The industrious Polish filmmaker Malgorzata Szumowska is presently touring her latest, Never Gonna Snow Again, around the festival circuit (it arrived in London earlier this week); to coincide, MUBI UK have rescued her previous film, last year's The Other Lamb. This was Szumowska's English-language debut, and a cult movie in both senses of the term: a film about the internal power struggles of a religious sect settled in the American wilderness, it proved too cool for crossover success upon its U.S. release - or, indeed, wider distribution, which is why it's only emerging here now on streaming. One or two creative choices suggest that this was Szumowska's shot at a Handmaid's Tale, which - given the strongly feminist bearing of her earlier works (2011's Elles, 2015's Body) - probably shouldn't surprise anyone too much. We're out in the back of beyond (actually rural Ireland, passing for the American heartlands), with Michiel Huisman growing his hair Christ-length to play a false prophet referred to as "Shepherd", holed up here with his "wives" - women young and old in gorgeously colour-coordinated smocks - to preach scripture and have it away as often as possible. Particularly besotted is teenage newcomer Selah (Raffey Cassidy), although she's the one who discovers the Shepherd's dirty secret: a woodshed in which he locks away all those who stray from His path, most prominently Denise Gough as a character who extends Szumowska's interest in the many ways men exert dominance over the female form, scarred, breasts taped down, banished and deemed "a broken thing" simply because she no longer has any interest in cooking and cleaning for The Man.
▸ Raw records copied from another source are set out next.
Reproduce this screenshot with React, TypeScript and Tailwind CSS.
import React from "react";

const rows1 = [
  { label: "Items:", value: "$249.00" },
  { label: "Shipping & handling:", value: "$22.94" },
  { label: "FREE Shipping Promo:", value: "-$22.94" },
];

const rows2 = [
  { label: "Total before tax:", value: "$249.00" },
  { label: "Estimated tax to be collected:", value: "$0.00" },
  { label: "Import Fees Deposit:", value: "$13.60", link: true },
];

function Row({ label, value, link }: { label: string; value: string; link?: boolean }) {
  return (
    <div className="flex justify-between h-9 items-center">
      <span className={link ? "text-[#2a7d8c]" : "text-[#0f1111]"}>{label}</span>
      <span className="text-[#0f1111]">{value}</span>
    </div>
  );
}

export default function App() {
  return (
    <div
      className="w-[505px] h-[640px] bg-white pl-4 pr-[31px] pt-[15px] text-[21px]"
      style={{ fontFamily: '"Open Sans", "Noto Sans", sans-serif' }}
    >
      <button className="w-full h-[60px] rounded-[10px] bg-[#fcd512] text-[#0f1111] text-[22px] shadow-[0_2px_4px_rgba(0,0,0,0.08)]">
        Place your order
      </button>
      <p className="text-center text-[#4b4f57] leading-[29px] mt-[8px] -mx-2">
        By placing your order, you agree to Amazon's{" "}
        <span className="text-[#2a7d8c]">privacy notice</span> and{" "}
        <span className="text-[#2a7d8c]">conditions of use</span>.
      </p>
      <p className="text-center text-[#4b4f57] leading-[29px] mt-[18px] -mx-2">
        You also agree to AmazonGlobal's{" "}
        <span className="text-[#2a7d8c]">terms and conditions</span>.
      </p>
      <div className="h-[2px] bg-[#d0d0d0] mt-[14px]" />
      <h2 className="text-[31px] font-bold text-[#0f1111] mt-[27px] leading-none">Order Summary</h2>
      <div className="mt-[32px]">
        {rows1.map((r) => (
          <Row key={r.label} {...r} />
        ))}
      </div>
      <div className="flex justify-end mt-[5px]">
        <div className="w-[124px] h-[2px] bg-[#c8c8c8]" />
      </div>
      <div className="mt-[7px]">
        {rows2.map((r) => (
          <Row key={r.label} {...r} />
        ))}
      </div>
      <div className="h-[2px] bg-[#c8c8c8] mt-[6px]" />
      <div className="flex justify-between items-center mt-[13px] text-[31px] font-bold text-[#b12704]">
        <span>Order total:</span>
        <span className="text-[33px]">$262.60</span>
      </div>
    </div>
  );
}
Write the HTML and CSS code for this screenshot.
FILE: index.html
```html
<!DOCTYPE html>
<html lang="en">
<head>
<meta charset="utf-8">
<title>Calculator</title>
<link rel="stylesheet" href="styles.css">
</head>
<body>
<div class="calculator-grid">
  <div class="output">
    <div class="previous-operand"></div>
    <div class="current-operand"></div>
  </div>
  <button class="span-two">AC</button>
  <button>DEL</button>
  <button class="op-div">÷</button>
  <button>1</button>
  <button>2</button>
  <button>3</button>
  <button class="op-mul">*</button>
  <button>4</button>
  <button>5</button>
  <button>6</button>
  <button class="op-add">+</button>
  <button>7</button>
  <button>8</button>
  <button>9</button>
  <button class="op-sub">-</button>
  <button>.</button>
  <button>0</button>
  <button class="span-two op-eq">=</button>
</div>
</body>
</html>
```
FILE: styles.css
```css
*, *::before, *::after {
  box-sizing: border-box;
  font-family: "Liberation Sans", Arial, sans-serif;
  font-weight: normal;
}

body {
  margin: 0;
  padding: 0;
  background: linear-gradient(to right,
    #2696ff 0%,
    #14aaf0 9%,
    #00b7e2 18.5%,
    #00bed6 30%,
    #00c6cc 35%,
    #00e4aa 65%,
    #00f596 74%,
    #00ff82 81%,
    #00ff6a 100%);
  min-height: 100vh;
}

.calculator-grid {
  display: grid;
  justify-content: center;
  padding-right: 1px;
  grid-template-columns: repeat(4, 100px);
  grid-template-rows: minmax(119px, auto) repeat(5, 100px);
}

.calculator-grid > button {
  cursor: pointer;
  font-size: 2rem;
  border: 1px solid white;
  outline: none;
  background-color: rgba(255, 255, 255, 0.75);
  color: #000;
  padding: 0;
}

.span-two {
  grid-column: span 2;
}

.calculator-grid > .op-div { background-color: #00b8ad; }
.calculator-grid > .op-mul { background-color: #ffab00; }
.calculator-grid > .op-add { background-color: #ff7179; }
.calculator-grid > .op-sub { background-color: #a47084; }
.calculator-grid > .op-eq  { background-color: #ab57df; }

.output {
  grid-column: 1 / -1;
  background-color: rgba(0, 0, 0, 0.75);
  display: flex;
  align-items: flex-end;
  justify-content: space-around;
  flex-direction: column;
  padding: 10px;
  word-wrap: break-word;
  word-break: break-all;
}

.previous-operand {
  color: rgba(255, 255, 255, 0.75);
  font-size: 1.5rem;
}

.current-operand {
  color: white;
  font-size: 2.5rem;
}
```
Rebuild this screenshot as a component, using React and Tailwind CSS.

One immediate advantage the film has over the TV Handmaid's Tale (as distinct from Atwood's The Handmaid's Tale) is that it gets to the point: it takes 96 minutes to establish this world, show us the heinous acts committed within it, and then gesture towards a turning point. Szumowska doesn't labour the grimness unduly: The Other Lamb is often dreamily beautiful, particularly in a stretch describing a hilltop ritual involving Selah and a pregnant ewe. Working closely with regular cinematographer Michał Englert, this director's eye for composition and colour has sharpened project by project. The issue is one of abstraction, and how allusive a film can get before it starts to seem almost entirely elusive. It's weird that an ostensibly humanist director, possessed of a sincere concern with that which we do to our own and other people's bodies, should have generated a run of movies that feel as though they're taking place at arm's length, featuring characters who rarely seem more than cyphers. We get a useful conversation here between Cassidy and Gough's Sarah that explains why these women are here and submitting to such a heightened level of control - but it's placed at the halfway mark, some time after we've given up wondering. Like the gradually displaced cult, The Other Lamb starts circling round on itself: it never satisfyingly develops, in part because its characters - slapped early on with the labels of either "victim" or "oppressor" - have no room to develop, save to get more oppressive or brutalised still. Though played out against different backdrop, the dynamic of the second half is largely the same as that of the first, until a rushed, unpersuasive ending sounds a note of hopeful change. Szumowska continues to strike me as a talent who's almost there, but not quite: once again here, she alights upon vivid scenes and moments, and fails to find a means of connecting them up into a more forceful whole. I'm not sure The Other Lamb tells us anything more than that there are men who treat women like livestock, which hardly seems news in 2020, and - as with the TV Handmaid, which has somehow drawn in viewers with the promise of further degradations and humiliations - makes for a strange idea of entertainment.
The Other Lamb streams on MUBI UK from Friday.